***** DATA EXCERPT
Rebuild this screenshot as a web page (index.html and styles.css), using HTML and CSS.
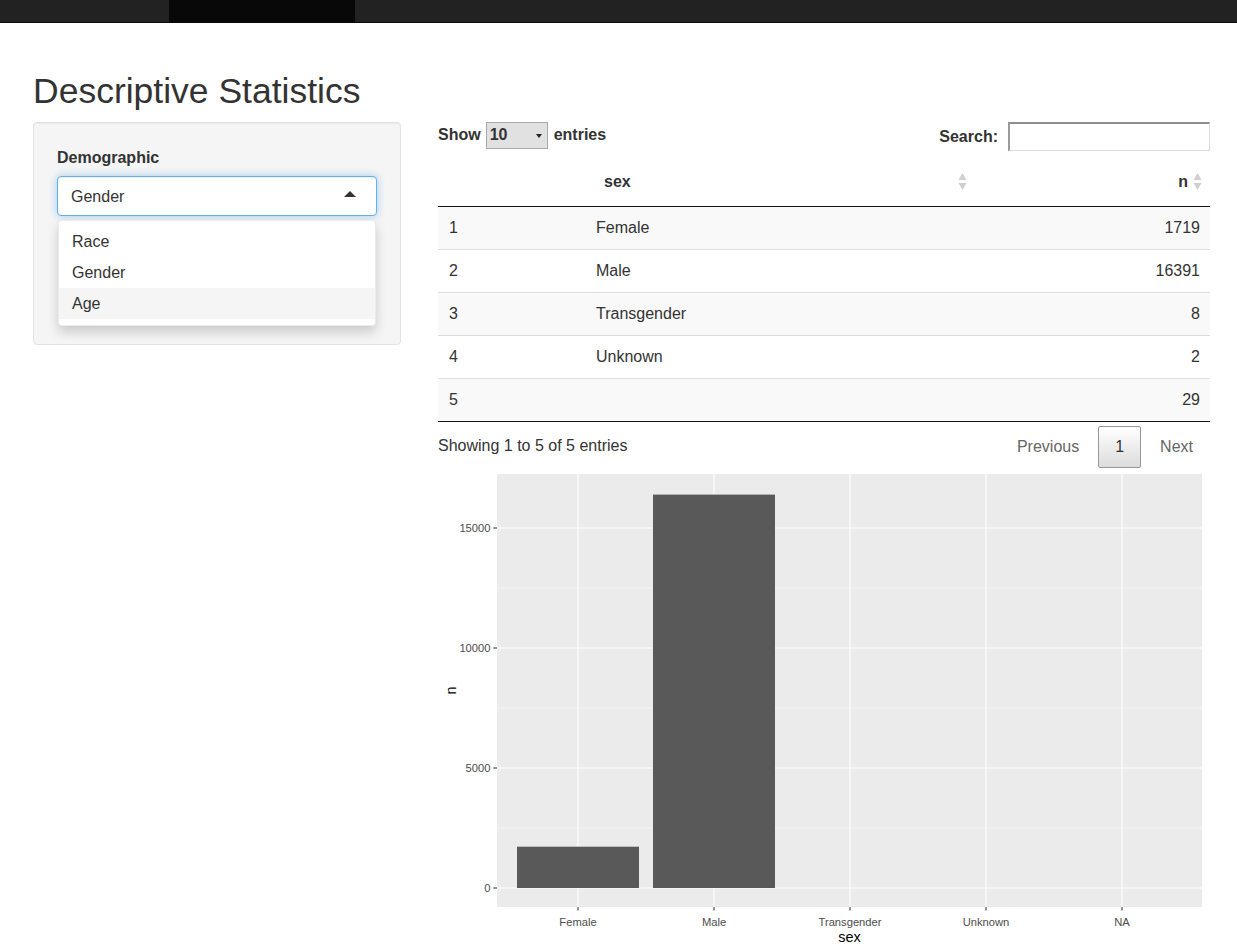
FILE: index.html
```html
<!DOCTYPE html>
<html lang="en">
<head>
<meta charset="utf-8">
<title>Descriptive Statistics</title>
<link rel="stylesheet" href="styles.css">
</head>
<body>
<nav class="navbar">
  <div class="brand"></div>
  <div class="nav-item active"></div>
</nav>
<main class="page">
  <h2 class="title">Descriptive Statistics</h2>
  <div class="layout">
    <aside class="well">
      <div class="form-group">
        <label class="control-label">Demographic</label>
        <div class="selectize">
          <div class="selectize-input"><span>Gender</span><span class="caret-up"></span></div>
          <div class="selectize-dropdown">
            <div class="option">Race</div>
            <div class="option">Gender</div>
            <div class="option active">Age</div>
          </div>
        </div>
      </div>
    </aside>
    <section class="main-panel">
      <div class="dt-controls">
        <div class="dt-length">
          <span>Show</span>
          <span class="len-select"><span>10</span><span class="caret-down"></span></span>
          <span>entries</span>
        </div>
        <div class="dt-filter">
          <label class="search-label">Search:</label>
          <input class="search-input" type="text">
        </div>
      </div>
      <table class="dt">
        <colgroup><col class="c-idx"><col class="c-sex"><col class="c-n"></colgroup>
        <thead>
          <tr>
            <th class="idx"></th>
            <th class="sortable">sex<svg class="sort-icon" width="9" height="19" viewBox="0 0 9 19"><polygon points="4.5,1 0.5,8 8.5,8" fill="#cfcfcf"/><polygon points="0.5,11 8.5,11 4.5,18" fill="#cfcfcf"/></svg></th>
            <th class="sortable num">n<svg class="sort-icon" width="9" height="19" viewBox="0 0 9 19"><polygon points="4.5,1 0.5,8 8.5,8" fill="#cfcfcf"/><polygon points="0.5,11 8.5,11 4.5,18" fill="#cfcfcf"/></svg></th>
          </tr>
        </thead>
        <tbody>
          <tr><td class="idx">1</td><td>Female</td><td class="num">1719</td></tr>
          <tr><td class="idx">2</td><td>Male</td><td class="num">16391</td></tr>
          <tr><td class="idx">3</td><td>Transgender</td><td class="num">8</td></tr>
          <tr><td class="idx">4</td><td>Unknown</td><td class="num">2</td></tr>
          <tr><td class="idx">5</td><td></td><td class="num">29</td></tr>
        </tbody>
      </table>
      <div class="dt-footer">
        <div class="dt-info">Showing 1 to 5 of 5 entries</div>
        <div class="dt-paginate">
          <span class="page-btn">Previous</span>
          <span class="page-btn current">1</span>
          <span class="page-btn">Next</span>
        </div>
      </div>
      <svg class="plot" width="772" height="476" viewBox="0 0 772 476">
        <rect x="59" y="6" width="705" height="433" fill="#ebebeb"/>
        <g stroke="#ffffff" stroke-width="0.53">
          <line x1="59" y1="120" x2="764" y2="120"/>
          <line x1="59" y1="240" x2="764" y2="240"/>
          <line x1="59" y1="360" x2="764" y2="360"/>
        </g>
        <g stroke="#ffffff" stroke-width="1.07">
          <line x1="59" y1="60" x2="764" y2="60"/>
          <line x1="59" y1="180" x2="764" y2="180"/>
          <line x1="59" y1="300" x2="764" y2="300"/>
          <line x1="59" y1="420" x2="764" y2="420"/>
          <line x1="140" y1="6" x2="140" y2="439"/>
          <line x1="276" y1="6" x2="276" y2="439"/>
          <line x1="412" y1="6" x2="412" y2="439"/>
          <line x1="548" y1="6" x2="548" y2="439"/>
          <line x1="684" y1="6" x2="684" y2="439"/>
        </g>
        <g fill="#595959">
          <rect x="79" y="378.7" width="122" height="41.3"/>
          <rect x="215" y="26.6" width="122" height="393.4"/>
        </g>
        <g stroke="#333333" stroke-width="1.07">
          <line x1="55.5" y1="60" x2="59" y2="60"/>
          <line x1="55.5" y1="180" x2="59" y2="180"/>
          <line x1="55.5" y1="300" x2="59" y2="300"/>
          <line x1="55.5" y1="420" x2="59" y2="420"/>
          <line x1="140" y1="439" x2="140" y2="442.5"/>
          <line x1="276" y1="439" x2="276" y2="442.5"/>
          <line x1="412" y1="439" x2="412" y2="442.5"/>
          <line x1="548" y1="439" x2="548" y2="442.5"/>
          <line x1="684" y1="439" x2="684" y2="442.5"/>
        </g>
        <g class="tick-label" text-anchor="end">
          <text x="52.5" y="64">15000</text>
          <text x="52.5" y="184">10000</text>
          <text x="52.5" y="304">5000</text>
          <text x="52.5" y="424">0</text>
        </g>
        <g class="tick-label" text-anchor="middle">
          <text x="140" y="457.5">Female</text>
          <text x="276" y="457.5">Male</text>
          <text x="412" y="457.5">Transgender</text>
          <text x="548" y="457.5">Unknown</text>
          <text x="684" y="457.5">NA</text>
        </g>
        <text class="axis-title" x="411.5" y="473.5" text-anchor="middle">sex</text>
        <text class="axis-title" x="18" y="222.5" text-anchor="middle" transform="rotate(-90 18 222.5)">n</text>
      </svg>
    </section>
  </div>
</main>
</body>
</html>
```

FILE: styles.css
```css
html, body {
  margin: 0;
  padding: 0;
}

body {
  font-family: "Liberation Sans", Arial, Helvetica, sans-serif;
  font-size: 16px;
  line-height: 1.42857;
  color: #333;
  background: #fff;
  overflow: hidden;
}

.navbar {
  display: flex;
  height: 22px;
  background: #222;
  border-bottom: 1px solid #080808;
}

.brand {
  width: 169px;
}

.nav-item {
  width: 186px;
}

.nav-item.active {
  background: #080808;
}

.page {
  padding: 0 27px 0 33px;
}

.title {
  margin: 48px 0 11px;
  font-size: 35.5px;
  font-weight: 400;
  line-height: 40px;
  color: #333;
}

.layout {
  display: flex;
  align-items: flex-start;
  gap: 37px;
}

/* left well */
.well {
  width: 368px;
  box-sizing: border-box;
  background: #f5f5f5;
  border: 1px solid #e3e3e3;
  border-radius: 4px;
  box-shadow: inset 0 1px 1px rgba(0, 0, 0, 0.05);
  padding: 23px;
}

.control-label {
  display: block;
  font-weight: 700;
  line-height: 23px;
  margin-bottom: 7px;
}

.selectize {
  position: relative;
  margin-bottom: 105px;
}

.selectize-input {
  height: 40px;
  box-sizing: border-box;
  display: flex;
  align-items: center;
  justify-content: space-between;
  padding: 0 20px 0 13px;
  background: #fff;
  border: 1px solid #66afe9;
  border-radius: 4px;
  box-shadow: inset 0 1px 1px rgba(0, 0, 0, 0.075), 0 0 8px rgba(102, 175, 233, 0.6);
  line-height: 23px;
}

.caret-up {
  width: 0;
  height: 0;
  border-left: 6.5px solid transparent;
  border-right: 6.5px solid transparent;
  border-bottom: 6px solid #333;
  margin-bottom: 4px;
}

.selectize-dropdown {
  position: absolute;
  top: 44px;
  left: 1px;
  right: 1px;
  z-index: 10;
  background: #fff;
  border: 1px solid rgba(0, 0, 0, 0.08);
  border-radius: 4px;
  box-shadow: 0 6px 12px rgba(0, 0, 0, 0.175);
  padding: 5px 0 6px;
}

.option {
  padding: 4px 13px;
  line-height: 23px;
  color: #333;
}

.option.active {
  background: #f5f5f5;
}

/* right panel */
.main-panel {
  width: 772px;
}

.dt-controls {
  display: flex;
  justify-content: space-between;
  align-items: flex-start;
  height: 30px;
}

.dt-length {
  display: flex;
  align-items: center;
  height: 27px;
  font-weight: 700;
}

.len-select {
  width: 62px;
  height: 27px;
  box-sizing: border-box;
  margin: 0 6px 0 5px;
  padding: 0 5px 0 3px;
  display: flex;
  align-items: center;
  justify-content: space-between;
  background: #e1e1e1;
  border: 1px solid #a9a9a9;
}

.caret-down {
  width: 0;
  height: 0;
  border-left: 3px solid transparent;
  border-right: 3px solid transparent;
  border-top: 4px solid #222;
}

.dt-filter {
  display: flex;
  align-items: flex-start;
}

.search-label {
  font-weight: 700;
  line-height: 23px;
  margin-top: 3px;
  margin-right: 10px;
}

.search-input {
  width: 202px;
  height: 29px;
  box-sizing: border-box;
  margin: 0;
  padding: 0 4px;
  background: #fff;
  border-style: solid;
  border-width: 2px 1px 1px 2px;
  border-color: #8e8e8e #dcdcdc #dcdcdc #9a9a9a;
  font: inherit;
}

.dt {
  width: 772px;
  margin-top: 8px;
  border-collapse: collapse;
  table-layout: fixed;
  border-bottom: 1px solid #111;
}

.c-idx { width: 148px; }
.c-sex { width: 389px; }
.c-n { width: 235px; }

.dt th {
  position: relative;
  text-align: left;
  font-weight: 700;
  line-height: 23px;
  padding: 10px 18px 13px;
  border-bottom: 1px solid #111;
}

.dt th.num {
  text-align: right;
  padding-right: 22px;
}

.sort-icon {
  position: absolute;
  right: 8px;
  top: 12px;
}

.dt td {
  padding: 10px;
  line-height: 22px;
  border-top: 1px solid #ddd;
}

.dt tbody tr:first-child td {
  border-top: none;
}

.dt tbody tr:nth-child(odd) {
  background: #f9f9f9;
}

.dt td.idx {
  padding-left: 11px;
}

.dt td.num {
  text-align: right;
}

.dt-footer {
  display: flex;
  justify-content: space-between;
  align-items: flex-start;
}

.dt-info {
  padding-top: 12px;
  line-height: 23px;
}

.dt-paginate {
  display: flex;
  padding-top: 4px;
}

.page-btn {
  padding: 8px 16px;
  line-height: 24px;
  border: 1px solid transparent;
  border-radius: 2px;
  margin-left: 2px;
  color: #666;
}

.page-btn.current {
  color: #333;
  border-color: #979797;
  background: linear-gradient(to bottom, #fff 0%, #dcdcdc 100%);
}

.plot {
  display: block;
}

.tick-label text {
  font-family: "Liberation Sans", Arial, sans-serif;
  font-size: 11.2px;
  fill: #4d4d4d;
}

.axis-title {
  font-family: "Liberation Sans", Arial, sans-serif;
  font-size: 14.5px;
  fill: #000;
}
```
**********
TASK STATEMENT — Point out every line holding the string "index" and copy it.

CORRECT RESULT —
Rebuild this screenshot as a web page (index.html and styles.css), using HTML and CSS.
FILE: index.html
  z-index: 10;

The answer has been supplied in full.